Please check it here: https://cmusatyalab.github.io/openface/models-and-accuracies/
The both models have different design, complexity and accuracy scores.
Thank you very much for the respond
What is better openface with mtcnn or dlib face recognition?
I do not know them both
Dear Mr. Serengil,
at first i like to say thanks for your amazing work.
I have a important question about this.
Im using your framework but i dont know why its not giving me the same distance (similarity-scores) than the original openface framework.
My code is:
OpenFaceModel = DeepFace.build_model(“OpenFace”)
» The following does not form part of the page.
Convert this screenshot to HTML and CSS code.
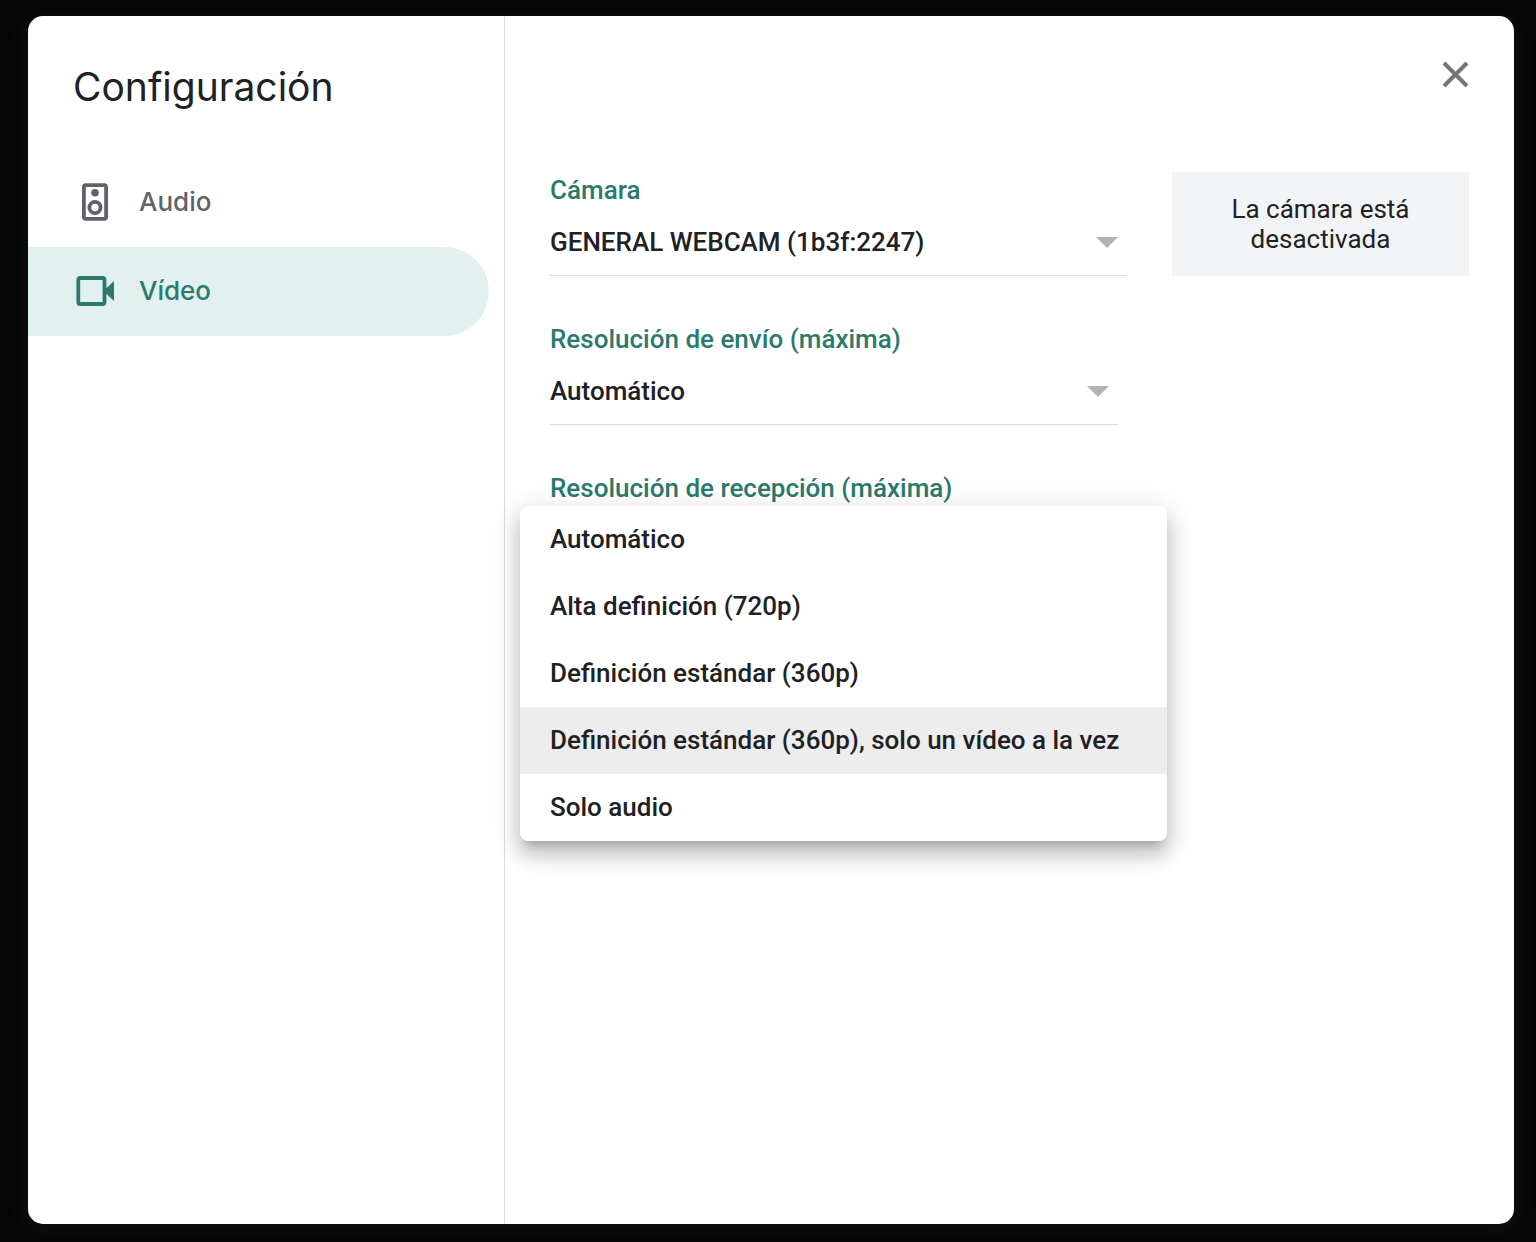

result = DeepFace.verify(lennon1,clapton2,”OpenFace” ,”euclidean_l2″,OpenFaceModel,detector_backend=”dlib”,enforce_detection=True)
print(result[‘distance’])
And i wanted to check if i get the same result like here: https://cmusatyalab.github.io/openface/demo-2-comparison/
The verification between lennon1-image and clapton2-image gives me a distance of 0.6152904504327942. But if you check the openface-website, the distance should be 1.145.
Why is this so different?
Hi, this covers a tensorflow re-implementation of openface. Even though, it has a same structure, its weights are different.
If you need identical model, please read this tutorial: https://sefiks.com/2020/07/24/face-recognition-with-opencv-dnn-in-python/
Thanks for your advise.
I managed to run the Code from https://sefiks.com/2020/07/24/face-recognition-with-opencv-dnn-in-python/ but it still doesnt have the same distance scores between the images.
For lennon1 and lennon2 image comparison i get these scores:
Euclidean distance: 0.6823
EuclideanL2 distance: 0.6823
Cosine distance: 0.2328
For lennon1 and claptopn2 image comparison i get these scores:
Euclidean distance: 0.5396
EuclideanL2 distance: 0.5396
Cosine distance: 0.1456
Its using the identical model though, but the scores are still different.
Could it be that the difference is happening because of the different detection methods? In your example you are using opencv whereas openface uses dlib.
Thank you for your help.
Im looking for a way to use deepface with facenet and openface, where i get the same scores like the original frameworks.
The reason is that detection methods are different.